Excerpt from a dataset
════════════════════
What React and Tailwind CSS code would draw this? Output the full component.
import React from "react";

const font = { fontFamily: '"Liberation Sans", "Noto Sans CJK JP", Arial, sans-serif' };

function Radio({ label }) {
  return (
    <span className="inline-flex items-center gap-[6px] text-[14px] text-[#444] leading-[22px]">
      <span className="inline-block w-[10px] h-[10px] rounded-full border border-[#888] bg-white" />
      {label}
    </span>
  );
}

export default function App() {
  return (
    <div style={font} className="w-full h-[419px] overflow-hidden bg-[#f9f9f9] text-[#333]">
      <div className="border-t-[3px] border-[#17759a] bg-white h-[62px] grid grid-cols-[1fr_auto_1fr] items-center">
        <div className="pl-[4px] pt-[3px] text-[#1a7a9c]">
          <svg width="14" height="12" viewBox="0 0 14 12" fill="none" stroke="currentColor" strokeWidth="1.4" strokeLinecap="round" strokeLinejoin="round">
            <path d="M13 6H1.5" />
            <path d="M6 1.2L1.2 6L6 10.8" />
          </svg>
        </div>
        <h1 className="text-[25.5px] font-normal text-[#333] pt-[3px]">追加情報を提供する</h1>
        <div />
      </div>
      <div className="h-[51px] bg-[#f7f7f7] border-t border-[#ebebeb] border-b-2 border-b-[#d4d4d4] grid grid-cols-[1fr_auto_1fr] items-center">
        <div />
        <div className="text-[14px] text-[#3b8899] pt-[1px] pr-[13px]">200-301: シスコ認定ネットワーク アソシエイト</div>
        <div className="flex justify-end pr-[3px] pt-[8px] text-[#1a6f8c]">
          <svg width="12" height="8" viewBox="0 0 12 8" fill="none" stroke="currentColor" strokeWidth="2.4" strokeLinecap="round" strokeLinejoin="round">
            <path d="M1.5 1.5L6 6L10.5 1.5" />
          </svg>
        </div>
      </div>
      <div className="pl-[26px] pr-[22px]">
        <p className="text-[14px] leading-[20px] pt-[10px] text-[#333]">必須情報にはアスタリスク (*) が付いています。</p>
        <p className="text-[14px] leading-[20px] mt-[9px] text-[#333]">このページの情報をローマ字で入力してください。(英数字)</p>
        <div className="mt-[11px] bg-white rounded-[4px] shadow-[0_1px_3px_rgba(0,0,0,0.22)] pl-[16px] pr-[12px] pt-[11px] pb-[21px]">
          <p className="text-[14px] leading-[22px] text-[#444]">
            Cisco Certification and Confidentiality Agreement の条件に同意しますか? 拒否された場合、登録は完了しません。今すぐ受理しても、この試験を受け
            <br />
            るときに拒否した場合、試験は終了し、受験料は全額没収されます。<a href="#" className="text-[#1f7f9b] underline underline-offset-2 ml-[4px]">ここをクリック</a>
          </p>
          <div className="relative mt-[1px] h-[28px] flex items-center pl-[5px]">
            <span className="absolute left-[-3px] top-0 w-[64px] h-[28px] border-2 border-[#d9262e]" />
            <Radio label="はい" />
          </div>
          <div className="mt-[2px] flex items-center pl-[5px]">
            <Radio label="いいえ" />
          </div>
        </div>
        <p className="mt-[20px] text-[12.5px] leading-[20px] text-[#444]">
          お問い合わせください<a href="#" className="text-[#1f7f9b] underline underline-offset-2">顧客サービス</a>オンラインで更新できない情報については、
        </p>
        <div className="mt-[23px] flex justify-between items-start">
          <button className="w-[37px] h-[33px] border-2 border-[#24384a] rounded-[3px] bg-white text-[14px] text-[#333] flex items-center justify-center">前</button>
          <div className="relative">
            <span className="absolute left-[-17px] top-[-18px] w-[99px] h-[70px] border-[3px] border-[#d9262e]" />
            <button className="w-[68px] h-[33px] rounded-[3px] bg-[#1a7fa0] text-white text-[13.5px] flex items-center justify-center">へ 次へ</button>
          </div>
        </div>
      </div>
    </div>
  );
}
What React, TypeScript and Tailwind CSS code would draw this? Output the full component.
════════════════════
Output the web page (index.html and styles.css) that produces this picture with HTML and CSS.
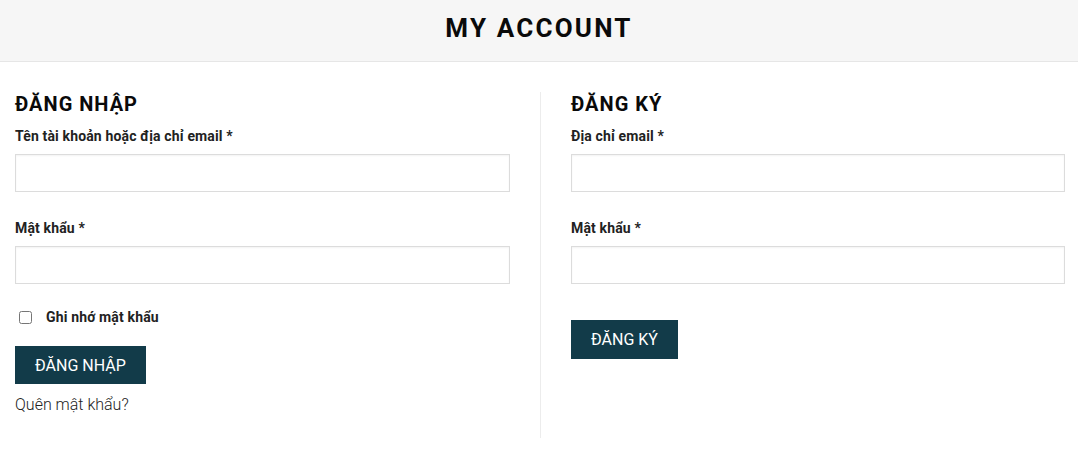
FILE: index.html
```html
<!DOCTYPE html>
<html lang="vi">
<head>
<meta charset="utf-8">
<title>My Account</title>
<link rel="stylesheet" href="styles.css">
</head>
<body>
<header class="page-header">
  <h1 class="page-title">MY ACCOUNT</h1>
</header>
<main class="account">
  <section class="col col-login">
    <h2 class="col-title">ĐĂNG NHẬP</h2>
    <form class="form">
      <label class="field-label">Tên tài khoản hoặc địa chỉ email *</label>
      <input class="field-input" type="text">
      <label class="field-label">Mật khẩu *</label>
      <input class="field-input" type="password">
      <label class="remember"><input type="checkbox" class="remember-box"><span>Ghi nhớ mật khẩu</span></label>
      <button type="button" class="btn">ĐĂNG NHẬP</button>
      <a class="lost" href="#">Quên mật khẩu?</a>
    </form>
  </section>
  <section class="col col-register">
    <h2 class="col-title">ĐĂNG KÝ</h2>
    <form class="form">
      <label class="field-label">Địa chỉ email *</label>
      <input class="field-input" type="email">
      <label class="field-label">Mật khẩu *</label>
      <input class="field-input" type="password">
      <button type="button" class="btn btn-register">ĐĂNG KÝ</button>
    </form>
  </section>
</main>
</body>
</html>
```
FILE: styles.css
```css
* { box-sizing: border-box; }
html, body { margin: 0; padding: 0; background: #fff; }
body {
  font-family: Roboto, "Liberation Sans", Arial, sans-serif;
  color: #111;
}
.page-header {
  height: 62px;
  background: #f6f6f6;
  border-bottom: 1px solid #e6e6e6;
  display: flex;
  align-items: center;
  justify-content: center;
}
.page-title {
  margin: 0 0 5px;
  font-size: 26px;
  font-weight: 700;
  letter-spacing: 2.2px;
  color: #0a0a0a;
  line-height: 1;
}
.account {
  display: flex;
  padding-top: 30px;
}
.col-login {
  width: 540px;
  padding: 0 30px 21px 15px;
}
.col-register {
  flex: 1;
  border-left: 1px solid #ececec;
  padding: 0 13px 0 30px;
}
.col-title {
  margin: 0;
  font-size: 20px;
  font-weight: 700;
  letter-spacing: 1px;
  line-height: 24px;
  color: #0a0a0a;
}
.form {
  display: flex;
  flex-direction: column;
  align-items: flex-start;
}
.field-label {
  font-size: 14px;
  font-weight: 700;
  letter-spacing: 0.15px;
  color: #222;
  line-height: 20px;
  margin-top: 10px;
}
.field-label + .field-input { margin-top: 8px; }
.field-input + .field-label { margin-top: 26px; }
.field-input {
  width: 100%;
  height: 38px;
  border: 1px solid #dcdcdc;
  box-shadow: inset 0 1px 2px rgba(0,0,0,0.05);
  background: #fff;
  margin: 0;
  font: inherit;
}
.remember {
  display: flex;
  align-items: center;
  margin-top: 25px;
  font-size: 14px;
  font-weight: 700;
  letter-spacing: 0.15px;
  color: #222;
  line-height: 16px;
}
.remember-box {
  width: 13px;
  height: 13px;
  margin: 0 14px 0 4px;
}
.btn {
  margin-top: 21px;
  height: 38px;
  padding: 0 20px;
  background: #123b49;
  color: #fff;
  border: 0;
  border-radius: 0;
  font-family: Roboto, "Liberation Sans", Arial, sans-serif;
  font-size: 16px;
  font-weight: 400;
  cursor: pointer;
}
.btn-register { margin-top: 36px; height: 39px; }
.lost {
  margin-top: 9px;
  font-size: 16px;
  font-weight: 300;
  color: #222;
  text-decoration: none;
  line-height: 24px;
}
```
════════════════════
## Task requirements
Show the lines of the material that contain the word "Tailwind".

## Final answer
What React and Tailwind CSS code would draw this? Output the full component.
What React, TypeScript and Tailwind CSS code would draw this? Output the full component.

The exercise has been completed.